History Repeats Itself
Moreover, California is an area that is prone to natural disasters. In 1994, it faced a devastating earthquake whereas flash floods in Jan 2018, destroyed many homes and caused a lot of damage. Incidentally, low risk areas were also affected by these floods and many did not have any water damage insurance or flood insurance because they were counted as low risk and didn’t need extensive water damage insurance on that basis.
Similarly, extremely high fire damage occurred in areas that were considered to be low-risk. Santa Rosa, in particular, was counted as a low risk, urbanized area that was impacted by the wildfire. Entire subdivisions in Santa Rosa were burnt to the ground and the area suffered countless losses in lives as well as monetary losses, caused by the wildfires. Due to the low-risk status though, many properties and homes that were not insured to full value. Some had partial, minimal or no fire insurance as it wasn’t considered necessary based on the low-risk the area had.
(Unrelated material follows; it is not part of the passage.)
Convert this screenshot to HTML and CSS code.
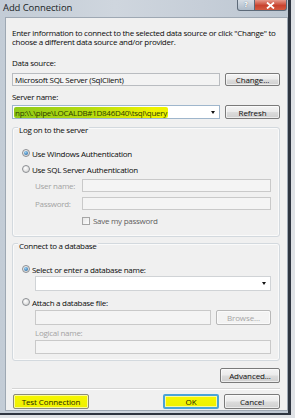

As was the case in the 1994 earthquakes, many insurance companies might start to refuse to provide insurance to high-risk homes and areas. In 1994, the devastation forced many insurance companies to stop providing their services in California. This was largely due to the fact that they did not want to provide earthquake insurance as it was being mandated by new state laws. While this might not be the case here, homeowners do have to look at redefined criteria that apply to them when they want to get new insurance or want to get coverage for their homes.
This is due to the fact that even low-risk homes have shown that they are, in fact, at more risk. While mostly private insurance providers are exercising their right to pick and choose the kind of homes they are providing coverage too, many homeowners still have choices when working with their independent insurance agent.